Especially during the first couple of weeks, when I took solo trips out of the house, just walking down the street I felt like everyone knew I’d just lost a parent. Like even though my face wasn’t blotchy, my eyes weren’t read, there must have been something obvious about me that just screamed ‘GRIEVING CHILD’. I’ve never seen anyone explain this feeling, but I wanted to scream at everyone I walked past, I wanted to shout in peoples faces that my world has turned upside down and how are they going about their day as normal when I’m a broken wreck inside? I wanted to stop people in the street, actual strangers, and tell them to hug their loved ones tight and tell them they love them at every available opportunity.
Losing my mum is like losing 10 people all in one. First and foremost she was my mum, the single parent who raised me and did everything she could to keep a roof over my head, kept me clothed and for a long period worked 3 jobs to keep me fed. She was my bestest friend in the world, she was my travel buddy (both summer holidays and city breaks), my gig buddy, the person I’d spend 3 hours on the phone to, my biggest cheerleader, the person who would literally drop everything if I needed her and the person who loved me more than anything in the world. She was my person, and I was hers. After a week or so, following her passing, it dawned on me - who will love me now? My favourite person in the world is gone and now I’m no ones favourite person. It’s such a painful thought and shakes me every time I think of it. As an only child, there were just the 2 of us, we were our own little family for 28 years or so, and suddenly that one person going can make you feel so incredibly alone despite being surrounded by people who care about you.
The guilt I felt the first time I smiled or laughed, after I heard the news, knocked me sick. Or rather it knocked me sick that I was able to do it so easily and freely. How dare I laugh and crack jokes when the bottom has just been ripped out of my world? Every time I laugh with family or friends, I feel like my brain feels the need to remind me of what has happened, like it wants me to know that I shouldn’t be too happy because why should I be when there’s no reason to be?

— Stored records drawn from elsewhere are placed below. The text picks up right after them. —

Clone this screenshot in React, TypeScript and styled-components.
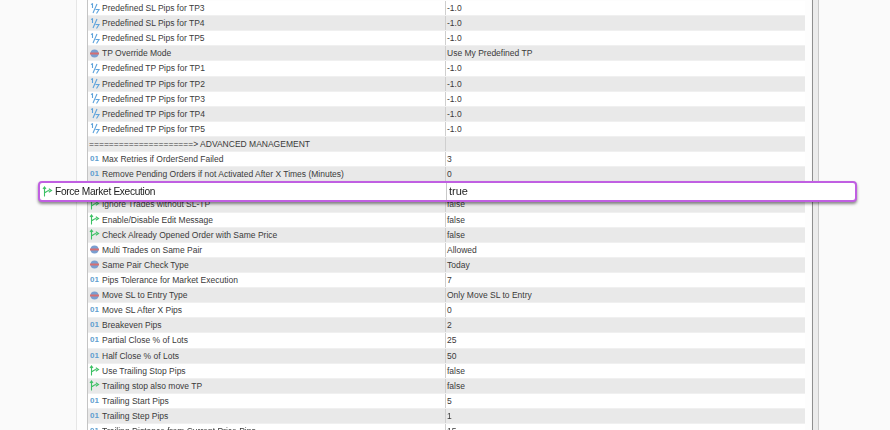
import React from "react";
import styled, { createGlobalStyle } from "styled-components";

const Global = createGlobalStyle`
  html, body { margin: 0; padding: 0; width: 890px; height: 430px; overflow: hidden; background: #fafafa; }
`;

const Stage = styled.div`
  position: relative;
  width: 890px;
  height: 430px;
  overflow: hidden;
  font-family: "Liberation Sans", "Noto Sans", sans-serif;
`;

const Blurred = styled.div`
  display: flex;
  height: 430px;
  padding-left: 76px;
  filter: blur(0.6px);
`;

const Frame = styled.div`
  width: 735px;
  height: 430px;
  flex: none;
  display: flex;
  background: #fdfdfd;
  border-left: 1px solid #e6e6e6;
  padding-left: 10px;
  box-sizing: border-box;
`;

const Table = styled.div`
  width: 717px;
  flex: none;
  padding-top: 1px;
  border-left: 1px solid #c4c4c4;
  margin-right: 7px;
`;

const Edge = styled.div`
  width: 7px;
  flex: none;
  height: 430px;
  box-sizing: border-box;
  background: #ececec;
  border-left: 1px solid #8f8f8f;
  border-right: 1px solid #c9c9c9;
`;

const Row = styled.div<{ $alt: boolean }>`
  display: grid;
  grid-template-columns: 357px 1fr;
  height: 15.11px;
  box-sizing: border-box;
  background: ${(p) => (p.$alt ? "#e9e9e9" : "#ffffff")};
  border-bottom: 1px solid #f0f0f0;
  font-size: 8.5px;
  line-height: 14px;
  color: #3a3a3a;
`;

const NameCell = styled.div`
  display: flex;
  align-items: center;
  gap: 2px;
  padding-left: 1px;
  white-space: nowrap;
  overflow: hidden;
`;

const ValueCell = styled.div`
  padding-left: 1px;
  border-left: 1px solid #cfcfcf;
  white-space: nowrap;
`;

const IconSlot = styled.span`
  width: 11px;
  height: 11px;
  flex: none;
  display: inline-flex;
  align-items: center;
  justify-content: center;
`;

const IntGlyph = styled.span`
  font-size: 8px;
  font-weight: 700;
  color: #5f9fd0;
`;

const Highlight = styled.div`
  position: absolute;
  left: 38px;
  top: 181px;
  width: 819px;
  height: 21px;
  box-sizing: border-box;
  display: grid;
  grid-template-columns: 406px 1fr;
  background: #ffffff;
  border: 2px solid #c05fe2;
  border-radius: 4px;
  box-shadow: 0 2px 3px rgba(0, 0, 0, 0.45);
  line-height: 17px;
  color: #222;
`;

const HighlightName = styled.div`
  display: flex;
  align-items: center;
  gap: 2px;
  padding-left: 2px;
  font-size: 10.2px;
  letter-spacing: -0.34px;
`;

const HighlightValue = styled.div`
  padding-left: 2px;
  border-left: 1px solid #c8c8c8;
  font-size: 11px;
`;

const Fraction = () => (
  <svg width="10" height="11" viewBox="0 0 10 11" fill="none" stroke="#5ea3dc" strokeWidth="1.1">
    <path d="M1 1.5 L2.5 0.8 V5" />
    <path d="M7 1 L3 10" />
    <path d="M5.5 6.5 H9 L6.5 10.5" />
  </svg>
);

const Enum = () => (
  <svg width="9" height="9" viewBox="0 0 9 9">
    <circle cx="4.5" cy="4.5" r="4" fill="#7a9ed0" />
    <rect x="0" y="3.5" width="9" height="2" fill="#d66f72" />
  </svg>
);

const Branch = ({ size = 11 }: { size?: number }) => (
  <svg width={size} height={size} viewBox="0 0 11 11" fill="none" stroke="#3cc064" strokeWidth="1.1">
    <path d="M2.5 10.5 V1.5" />
    <path d="M1 3 L2.5 1 L4 3" />
    <path d="M2.5 6.5 C4 6.5 5 4.5 7.5 4.5" />
    <path d="M6.8 2.8 L9.5 4.5 L6.8 6.2" />
  </svg>
);

type Kind = "f" | "e" | "b" | "i" | "n";
const rows: [Kind, string, string][] = [
  ["f", "Predefined SL Pips for TP3", "-1.0"],
  ["f", "Predefined SL Pips for TP4", "-1.0"],
  ["f", "Predefined SL Pips for TP5", "-1.0"],
  ["e", "TP Override Mode", "Use My Predefined TP"],
  ["f", "Predefined TP Pips for TP1", "-1.0"],
  ["f", "Predefined TP Pips for TP2", "-1.0"],
  ["f", "Predefined TP Pips for TP3", "-1.0"],
  ["f", "Predefined TP Pips for TP4", "-1.0"],
  ["f", "Predefined TP Pips for TP5", "-1.0"],
  ["n", "=====================> ADVANCED MANAGEMENT", ""],
  ["i", "Max Retries if OrderSend Failed", "3"],
  ["i", "Remove Pending Orders if not Activated After X Times (Minutes)", "0"],
  ["n", "", ""],
  ["b", "Ignore Trades without SL-TP", "false"],
  ["b", "Enable/Disable Edit Message", "false"],
  ["b", "Check Already Opened Order with Same Price", "false"],
  ["e", "Multi Trades on Same Pair", "Allowed"],
  ["e", "Same Pair Check Type", "Today"],
  ["i", "Pips Tolerance for Market Execution", "7"],
  ["e", "Move SL to Entry Type", "Only Move SL to Entry"],
  ["i", "Move SL After X Pips", "0"],
  ["i", "Breakeven Pips", "2"],
  ["i", "Partial Close % of Lots", "25"],
  ["i", "Half Close % of Lots", "50"],
  ["b", "Use Trailing Stop Pips", "false"],
  ["b", "Trailing stop also move TP", "false"],
  ["i", "Trailing Start Pips", "5"],
  ["i", "Trailing Step Pips", "1"],
  ["i", "Trailing Distance from Current Price Pips", "15"],
];

const KindIcon = ({ kind }: { kind: Kind }) => {
  if (kind === "n") return null;
  return (
    <IconSlot>
      {kind === "f" && <Fraction />}
      {kind === "e" && <Enum />}
      {kind === "b" && <Branch />}
      {kind === "i" && <IntGlyph>01</IntGlyph>}
    </IconSlot>
  );
};

export default function App() {
  return (
    <Stage>
      <Global />
      <Blurred>
        <Frame>
          <Table>
            {rows.map(([kind, name, value], i) => (
              <Row key={i} $alt={i % 2 === 1}>
                <NameCell>
                  <KindIcon kind={kind} />
                  {name}
                </NameCell>
                <ValueCell>{value}</ValueCell>
              </Row>
            ))}
          </Table>
          <Edge />
        </Frame>
      </Blurred>
      <Highlight>
        <HighlightName>
          <IconSlot>
            <Branch size={13} />
          </IconSlot>
          Force Market Execution
        </HighlightName>
        <HighlightValue>true</HighlightValue>
      </Highlight>
    </Stage>
  );
}
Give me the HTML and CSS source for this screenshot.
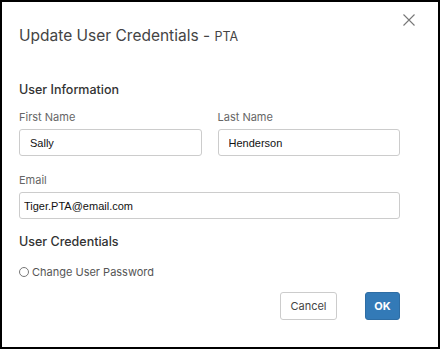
FILE: index.html
```html
<!DOCTYPE html>
<html lang="en">
<head>
  <meta charset="UTF-8">
  <title>Update User Credentials</title>
  <link rel="stylesheet" href="styles.css">
</head>
<body>
  <div class="dialog">
    <div class="dialog-header">
      <h1>Update User Credentials - <span class="scope">PTA</span></h1>
      <button class="close-btn" aria-label="Close">
        <svg width="12" height="12" viewBox="0 0 12 12">
          <path d="M0.5 0.5 L11.5 11.5 M11.5 0.5 L0.5 11.5" stroke="#777" stroke-width="1.1" fill="none"/>
        </svg>
      </button>
    </div>

    <h2>User Information</h2>
    <div class="row">
      <div class="field">
        <label>First Name</label>
        <input type="text" class="pad-10" value="Sally">
      </div>
      <div class="field">
        <label>Last Name</label>
        <input type="text" class="pad-10" value="Henderson">
      </div>
    </div>
    <div class="field field-email">
      <label>Email</label>
      <input type="text" class="pad-4" value="Tiger.PTA@email.com">
    </div>

    <h2 class="credentials">User Credentials</h2>
    <label class="radio"><span class="radio-dot"></span>Change User Password</label>

    <div class="actions">
      <button class="btn btn-cancel">Cancel</button>
      <button class="btn btn-ok">OK</button>
    </div>
  </div>
</body>
</html>
```

FILE: styles.css
```css
body {
  margin: 0;
  background: #fff;
  font-family: Inter, "Noto Sans", sans-serif;
  color: #333;
}
.dialog {
  box-sizing: border-box;
  width: 440px;
  height: 349px;
  border: 2px solid #000;
  padding: 0 38px 0 17px;
}
.dialog-header {
  display: flex;
  justify-content: space-between;
  align-items: flex-start;
  height: 70px;
}
h1 {
  margin: 24px 0 0;
  font-size: 15.5px;
  font-weight: 400;
  color: #444;
}
.scope {
  font-size: 12.5px;
}
.close-btn {
  background: none;
  border: none;
  padding: 0;
  margin: 12px -15px 0 0;
  cursor: pointer;
}
h2 {
  margin: 10px 0 0;
  font-size: 12.5px;
  font-weight: 500;
  color: #333;
}
.row {
  display: flex;
  gap: 16px;
}
.row .field {
  flex: 1;
}
.field label {
  display: block;
  margin: 13px 0 5px;
  font-size: 11px;
  color: #666;
}
.field-email label {
  margin-top: 17px;
}
.field input {
  box-sizing: border-box;
  width: 100%;
  height: 27px;
  border: 1px solid #ccc;
  border-radius: 3px;
  font-family: "Liberation Sans", Arial, sans-serif;
  font-size: 11px;
  color: #111;
}
.pad-10 { padding: 0 0 0 10px; }
.pad-4 { padding: 0 0 0 4px; }
.credentials {
  margin-top: 15px;
}
.radio {
  display: flex;
  align-items: center;
  margin-top: 16px;
  font-size: 11px;
  color: #555;
}
.radio-dot {
  width: 8px;
  height: 8px;
  border: 1px solid #777;
  border-radius: 50%;
  margin-right: 3px;
}
.actions {
  display: flex;
  justify-content: flex-end;
  gap: 28px;
  margin-top: 13px;
}
.btn {
  height: 28px;
  border-radius: 3px;
  font-family: Inter, "Noto Sans", sans-serif;
  font-size: 11px;
  cursor: pointer;
}
.btn-cancel {
  width: 57px;
  background: #fff;
  border: 1px solid #ccc;
  color: #444;
}
.btn-ok {
  width: 35px;
  background: #337ab7;
  border: 1px solid #2e6da4;
  color: #fff;
  font-weight: 700;
}
```
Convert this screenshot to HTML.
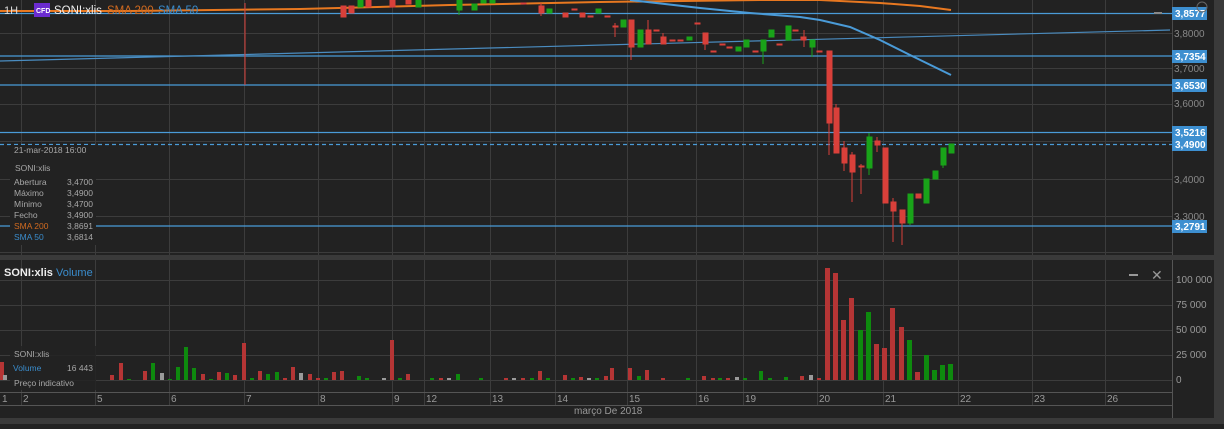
<!DOCTYPE html>
<html><head><meta charset="utf-8"><style>
html,body{margin:0;padding:0;background:#222;}
body{width:1224px;height:424px;overflow:hidden;font-family:"Liberation Sans",sans-serif;}
svg text{font-family:"Liberation Sans",sans-serif;}
</style></head><body>
<svg width="1224" height="424" xmlns="http://www.w3.org/2000/svg">
<rect width="1224" height="424" fill="#222"/>
<g stroke="#3c3c3c" stroke-width="1">
<line x1="21.5" y1="0" x2="21.5" y2="405"/><line x1="95.5" y1="0" x2="95.5" y2="405"/><line x1="169.5" y1="0" x2="169.5" y2="405"/><line x1="244.5" y1="0" x2="244.5" y2="405"/><line x1="318.5" y1="0" x2="318.5" y2="405"/><line x1="392.5" y1="0" x2="392.5" y2="405"/><line x1="424.5" y1="0" x2="424.5" y2="405"/><line x1="490.5" y1="0" x2="490.5" y2="405"/><line x1="555.5" y1="0" x2="555.5" y2="405"/><line x1="627.5" y1="0" x2="627.5" y2="405"/><line x1="696.5" y1="0" x2="696.5" y2="405"/><line x1="743.5" y1="0" x2="743.5" y2="405"/><line x1="817.5" y1="0" x2="817.5" y2="405"/><line x1="883.5" y1="0" x2="883.5" y2="405"/><line x1="958.5" y1="0" x2="958.5" y2="405"/><line x1="1032.5" y1="0" x2="1032.5" y2="405"/><line x1="1105.5" y1="0" x2="1105.5" y2="405"/>
<line x1="0" y1="33.5" x2="1172" y2="33.5"/><line x1="0" y1="68.5" x2="1172" y2="68.5"/><line x1="0" y1="104.5" x2="1172" y2="104.5"/><line x1="0" y1="141.5" x2="1172" y2="141.5"/><line x1="0" y1="179.5" x2="1172" y2="179.5"/><line x1="0" y1="216.5" x2="1172" y2="216.5"/><line x1="0" y1="252.5" x2="1172" y2="252.5"/>
<line x1="0" y1="280.5" x2="1172" y2="280.5"/><line x1="0" y1="305.5" x2="1172" y2="305.5"/><line x1="0" y1="330.5" x2="1172" y2="330.5"/><line x1="0" y1="355.5" x2="1172" y2="355.5"/><line x1="0" y1="380.5" x2="1172" y2="380.5"/>
<line x1="0" y1="392.5" x2="1172" y2="392.5" stroke="#555"/><line x1="0" y1="405.5" x2="1172" y2="405.5" stroke="#555"/>
<line x1="1172.5" y1="0" x2="1172.5" y2="255" stroke="#4a4a4a"/>
<line x1="1172.5" y1="260" x2="1172.5" y2="418" stroke="#555"/>
</g>
<rect x="0" y="255" width="1224" height="5" fill="#3a3a3a"/>
<rect x="0" y="418" width="1224" height="6" fill="#3a3a3a"/>
<rect x="1214" y="0" width="10" height="424" fill="#3a3a3a"/>
<g stroke="#4a9bd8" stroke-width="1.2">
<line x1="0" y1="13.5" x2="1172" y2="13.5"/><line x1="0" y1="56" x2="1172" y2="56"/><line x1="0" y1="85" x2="1172" y2="85"/><line x1="0" y1="132.5" x2="1172" y2="132.5"/><line x1="0" y1="226" x2="1172" y2="226"/>
<line x1="0" y1="144.5" x2="1172" y2="144.5" stroke-dasharray="4,3"/>
<line x1="0" y1="61" x2="1170" y2="30" stroke="#4a8cc0"/>
</g>
<path d="M0 11 L130 11 L300 9 L450 5 L600 2 L760 0 L820 0 L880 3 L920 6 L951 10" stroke="#e87820" stroke-width="2" fill="none"/>
<path d="M630 0 L700 8 L750 13 L800 17 L820 20 L850 27 L880 40 L910 55 L951 75" stroke="#4a9bd8" stroke-width="2" fill="none"/>
<g fill="#d9403a" stroke="#d9403a">
<line x1="245" y1="3" x2="245" y2="85"/>
<rect x="341" y="6" width="5" height="11"/><rect x="349" y="6" width="5" height="7"/><rect x="366" y="0" width="5" height="7"/><rect x="390" y="0" width="5" height="7"/><rect x="406" y="0" width="5" height="4"/>
<rect x="521" y="3" width="5" height="1"/>
<line x1="541" y1="3" x2="541" y2="16"/><rect x="539" y="6" width="5" height="7"/>
<rect x="563" y="13" width="5" height="4"/><rect x="572" y="9" width="5" height="1"/><rect x="580" y="13" width="5" height="4"/><rect x="588" y="16" width="5" height="1"/><rect x="605" y="16" width="5" height="1"/>
<line x1="615" y1="23" x2="615" y2="37"/><rect x="613" y="26" width="5" height="1"/>
<line x1="631" y1="20" x2="631" y2="60"/><rect x="629" y="20" width="5" height="27"/>
<line x1="648" y1="20" x2="648" y2="44"/><rect x="646" y="30" width="5" height="14"/>
<rect x="654" y="30" width="5" height="1"/>
<line x1="663" y1="33" x2="663" y2="44"/><rect x="661" y="37" width="5" height="7"/>
<rect x="670" y="40" width="5" height="1"/><rect x="678" y="40" width="5" height="1"/><rect x="695" y="23" width="5" height="1"/>
<line x1="705" y1="33" x2="705" y2="50"/><rect x="703" y="33" width="5" height="11"/>
<rect x="711" y="51" width="5" height="1"/><rect x="720" y="44" width="5" height="1"/><rect x="727" y="47" width="5" height="1"/><rect x="753" y="51" width="5" height="1"/><rect x="777" y="44" width="5" height="1"/><rect x="793" y="30" width="5" height="1"/>
<line x1="804" y1="30" x2="804" y2="47"/><rect x="801" y="37" width="5" height="3"/>
<rect x="817" y="51" width="5" height="1"/>
<line x1="829" y1="51" x2="829" y2="155"/><rect x="827" y="51" width="5" height="72"/>
<line x1="836" y1="104" x2="836" y2="153"/><rect x="834" y="108" width="5" height="45"/>
<line x1="844" y1="141" x2="844" y2="171"/><rect x="842" y="148" width="5" height="15"/>
<line x1="852" y1="152" x2="852" y2="202"/><rect x="850" y="155" width="5" height="17"/>
<line x1="861" y1="164" x2="861" y2="194"/><rect x="859" y="166" width="5" height="1"/>
<line x1="877" y1="137" x2="877" y2="152"/><rect x="875" y="141" width="5" height="4"/>
<rect x="883" y="148" width="5" height="55"/>
<line x1="893" y1="198" x2="893" y2="242"/><rect x="891" y="202" width="5" height="9"/>
<line x1="902" y1="210" x2="902" y2="245"/><rect x="900" y="210" width="5" height="13"/>
<rect x="916" y="194" width="5" height="4"/>
</g>
<g fill="#19a319" stroke="#19a319">
<rect x="358" y="0" width="5" height="7"/><rect x="416" y="0" width="5" height="7"/>
<line x1="459" y1="0" x2="459" y2="15"/><rect x="457" y="0" width="5" height="10"/>
<rect x="472" y="4" width="5" height="6"/><rect x="481" y="0" width="5" height="3"/><rect x="490" y="0" width="5" height="3"/>
<rect x="547" y="9" width="5" height="4"/><rect x="596" y="9" width="5" height="4"/><rect x="621" y="20" width="5" height="7"/>
<rect x="638" y="30" width="5" height="17"/><rect x="687" y="37" width="5" height="3"/>
<rect x="736" y="47" width="5" height="4"/><rect x="744" y="40" width="5" height="7"/>
<line x1="763" y1="40" x2="763" y2="64"/><rect x="761" y="40" width="5" height="11"/>
<rect x="769" y="30" width="5" height="7"/><rect x="786" y="26" width="5" height="14"/>
<line x1="812" y1="40" x2="812" y2="57"/><rect x="810" y="40" width="5" height="7"/>
<line x1="869" y1="133" x2="869" y2="175"/><rect x="867" y="137" width="5" height="31"/>
<line x1="910" y1="194" x2="910" y2="225"/><rect x="908" y="194" width="5" height="29"/>
<rect x="924" y="179" width="5" height="24"/><rect x="933" y="171" width="5" height="8"/>
<line x1="943" y1="148" x2="943" y2="168"/><rect x="941" y="148" width="5" height="17"/>
<rect x="949" y="144" width="5" height="9"/>
</g>
<g fill="#b53535">
<rect x="0" y="362" width="4" height="18"/><rect x="110" y="375" width="4" height="5"/><rect x="119" y="363" width="4" height="17"/><rect x="143" y="371" width="4" height="9"/><rect x="201" y="374" width="4" height="6"/><rect x="217" y="372" width="4" height="8"/><rect x="233" y="375" width="4" height="5"/><rect x="242" y="343" width="4" height="37"/><rect x="258" y="371" width="4" height="9"/><rect x="283" y="378" width="4" height="2"/><rect x="291" y="367" width="4" height="13"/><rect x="308" y="374" width="4" height="6"/><rect x="316" y="378" width="4" height="2"/><rect x="332" y="372" width="4" height="8"/><rect x="340" y="371" width="4" height="9"/><rect x="390" y="340" width="4" height="40"/><rect x="406" y="374" width="4" height="6"/><rect x="439" y="378" width="4" height="2"/><rect x="504" y="378" width="4" height="2"/><rect x="521" y="378" width="4" height="2"/><rect x="538" y="371" width="4" height="9"/><rect x="563" y="375" width="4" height="5"/><rect x="579" y="377" width="4" height="3"/><rect x="604" y="376" width="4" height="4"/><rect x="610" y="368" width="4" height="12"/><rect x="628" y="368" width="4" height="12"/><rect x="645" y="370" width="4" height="10"/><rect x="661" y="378" width="4" height="2"/><rect x="702" y="376" width="4" height="4"/><rect x="711" y="378" width="4" height="2"/><rect x="726" y="378" width="4" height="2"/><rect x="800" y="376" width="4" height="4"/><rect x="817" y="378" width="4" height="2"/>
<rect x="825" y="268" width="5" height="112"/><rect x="833" y="273" width="5" height="107"/><rect x="841" y="320" width="5" height="60"/><rect x="849" y="298" width="5" height="82"/><rect x="874" y="344" width="5" height="36"/><rect x="882" y="348" width="5" height="32"/><rect x="890" y="308" width="5" height="72"/><rect x="899" y="327" width="5" height="53"/><rect x="915" y="372" width="5" height="8"/>
</g>
<g fill="#0e8a0e">
<rect x="127" y="379" width="4" height="1"/><rect x="151" y="363" width="4" height="17"/><rect x="168" y="379" width="4" height="1"/><rect x="176" y="367" width="4" height="13"/><rect x="184" y="347" width="4" height="33"/><rect x="192" y="368" width="4" height="12"/><rect x="209" y="379" width="4" height="1"/><rect x="225" y="373" width="4" height="7"/><rect x="250" y="378" width="4" height="2"/><rect x="266" y="374" width="4" height="6"/><rect x="275" y="372" width="4" height="8"/><rect x="324" y="378" width="4" height="2"/><rect x="357" y="376" width="4" height="4"/><rect x="365" y="378" width="4" height="2"/><rect x="398" y="378" width="4" height="2"/><rect x="430" y="378" width="4" height="2"/><rect x="456" y="374" width="4" height="6"/><rect x="479" y="378" width="4" height="2"/><rect x="530" y="378" width="4" height="2"/><rect x="546" y="378" width="4" height="2"/><rect x="571" y="378" width="4" height="2"/><rect x="595" y="378" width="4" height="2"/><rect x="637" y="376" width="4" height="4"/><rect x="686" y="378" width="4" height="2"/><rect x="718" y="378" width="4" height="2"/><rect x="743" y="378" width="4" height="2"/><rect x="759" y="371" width="4" height="9"/><rect x="768" y="378" width="4" height="2"/><rect x="784" y="377" width="4" height="3"/>
<rect x="858" y="330" width="5" height="50"/><rect x="866" y="312" width="5" height="68"/><rect x="907" y="340" width="5" height="40"/><rect x="924" y="355" width="5" height="25"/><rect x="932" y="370" width="5" height="10"/><rect x="940" y="365" width="5" height="15"/><rect x="948" y="364" width="5" height="16"/>
</g>
<g fill="#9a9a9a"><rect x="3" y="375" width="4" height="5"/><rect x="160" y="373" width="4" height="7"/><rect x="299" y="373" width="4" height="7"/><rect x="382" y="378" width="4" height="2"/><rect x="447" y="378" width="4" height="2"/><rect x="512" y="378" width="4" height="2"/><rect x="587" y="378" width="4" height="2"/><rect x="735" y="377" width="4" height="3"/><rect x="809" y="375" width="4" height="5"/></g>
<text x="4" y="14" fill="#ddd" font-size="11">1H</text>
<rect x="34" y="3" width="16" height="14" fill="#6b2bd0"/>
<text x="36" y="13" fill="#fff" font-size="7" font-weight="bold">CFD</text>
<text x="54" y="14" fill="#eee" font-size="11.5">SONI:xlis</text>
<text x="107" y="14" fill="#d06a20" font-size="11.5">SMA 200</text>
<text x="158" y="14" fill="#3a8ccc" font-size="11.5">SMA 50</text>
<rect x="10" y="145" width="86" height="100" fill="#222"/>
<g font-size="8.5" fill="#a8a8a8">
<text x="14" y="153">21-mar-2018 16:00</text>
<text x="15" y="171">SONI:xlis</text>
<text x="14" y="185">Abertura</text><text x="67" y="185">3,4700</text>
<text x="14" y="196">Máximo</text><text x="67" y="196">3,4900</text>
<text x="14" y="207">Mínimo</text><text x="67" y="207">3,4700</text>
<text x="14" y="218">Fecho</text><text x="67" y="218">3,4900</text>
<text x="14" y="229" fill="#d06a20">SMA 200</text><text x="67" y="229">3,8691</text>
<text x="14" y="240" fill="#3a8ccc">SMA 50</text><text x="67" y="240">3,6814</text>
</g>
<g font-size="10" fill="#888">
<text x="1174" y="37">3,8000</text><text x="1174" y="72">3,7000</text><text x="1174" y="107">3,6000</text><text x="1174" y="183">3,4000</text><text x="1174" y="220">3,3000</text>
</g>
<g fill="#3d8fd0">
<rect x="1172" y="7" width="35" height="13"/><rect x="1172" y="50" width="35" height="13"/><rect x="1172" y="79" width="35" height="13"/><rect x="1172" y="126" width="35" height="13"/><rect x="1172" y="138" width="35" height="13"/><rect x="1172" y="220" width="35" height="13"/>
</g>
<g font-size="10" fill="#fff" font-weight="bold">
<text x="1175" y="17">3,8577</text><text x="1175" y="60">3,7354</text><text x="1175" y="89">3,6530</text><text x="1175" y="136">3,5216</text><text x="1175" y="148">3,4900</text><text x="1175" y="230">3,2791</text>
</g>
<rect x="1154" y="12" width="8" height="2" fill="#888"/>
<circle cx="1202" cy="7" r="5" fill="none" stroke="#666"/>
<text x="4" y="276" fill="#eee" font-size="11" font-weight="bold">SONI:xlis</text>
<text x="56" y="276" fill="#3a8ccc" font-size="11">Volume</text>
<rect x="1129" y="274" width="9" height="2" fill="#999"/>
<text x="1151" y="280" fill="#999" font-size="14">✕</text>
<g font-size="10" fill="#999">
<text x="1176" y="283">100 000</text><text x="1176" y="308">75 000</text><text x="1176" y="333">50 000</text><text x="1176" y="358">25 000</text><text x="1176" y="383">0</text>
</g>
<rect x="10" y="346" width="86" height="44" fill="#222" opacity="0.85"/>
<g font-size="8.5" fill="#a8a8a8">
<text x="14" y="357">SONI:xlis</text>
<text x="13" y="371" fill="#3a8ccc">Volume</text><text x="67" y="371">16 443</text>
<text x="14" y="386">Preço indicativo</text>
</g>
<g font-size="10" fill="#999">
<text x="2" y="402">1</text><text x="23" y="402">2</text><text x="97" y="402">5</text><text x="171" y="402">6</text><text x="246" y="402">7</text><text x="320" y="402">8</text><text x="394" y="402">9</text><text x="426" y="402">12</text><text x="492" y="402">13</text><text x="557" y="402">14</text><text x="629" y="402">15</text><text x="698" y="402">16</text><text x="745" y="402">19</text><text x="819" y="402">20</text><text x="885" y="402">21</text><text x="960" y="402">22</text><text x="1034" y="402">23</text><text x="1107" y="402">26</text>
<text x="574" y="414">março De 2018</text>
</g>
</svg>
</body></html>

One thing I’ve struggled with the most over the past 12 weeks is how I’ve coped, it seems truly bonkers that I’m angry at myself to coping well and cracking on, but I feel incredibly guilty about it. Whenever mum threw out like comments like oh I’ll be long gone by then when talking about 20 years in the future, it used to knock me sick and make my eyes brim with tears immediately, I couldn’t fathom what life would be like and I didn’t want to because even the vague idea of it would tear me apart. So being faced with the reality, I expected to stop functioning, I expected to be in zombie like state, to barely eat, sleep, communicate, I thought I’d regress into my darkest time and be a shell of the Sam everyone knew. Don’t get me wrong, I’m so incredibly grateful that my body and mind didn’t allow that to happen, that they have allowed me to cope really well given the circumstances, but it doesn’t ease the guilt I’ve felt for it. Why am I not crying every hour, on the hour?
We all grieve differently, that’s been the recurring theme whenever I’ve mentioned this on the odd occasion to people recently, and it’s so very true, it’s just a strange concept to come to terms with when you grieve differently to how you expected to.
I can openly talk about about her passing, speak somewhat nonchalantly about it, and not be phased, but then I’ll hear a song or smell her perfume or catch sight of a photo and I’ll be so overcome with grief I’m struggling to breathe through my tears. Washing the dishes earlier, I started crying because for a brief second I questioned if I loved her enough because what if I’m coping okay because I should have loved her more. I gave myself a stern talking to immediately because that was such a cruel thought, I know full well (and so did she) that I couldn’t have loved that woman any more if I’d tried and I tried so hard to be the daughter that she deserved (I could have done the bare minimum and she still would have told the world I was the best thing to ever happen to it).
If you’re in the early stages, or really any stage, of grief, I need you to know now; there is no right or wrong way to grieve, a lot of how your body may react is self-preservation, it wants you to keep going for both yourself and for the person you lost. You already lost someone you love, you don’t need to lose yourself too in the process.
Sending so much love and strength to anyone going through similar right now and anyone struggling.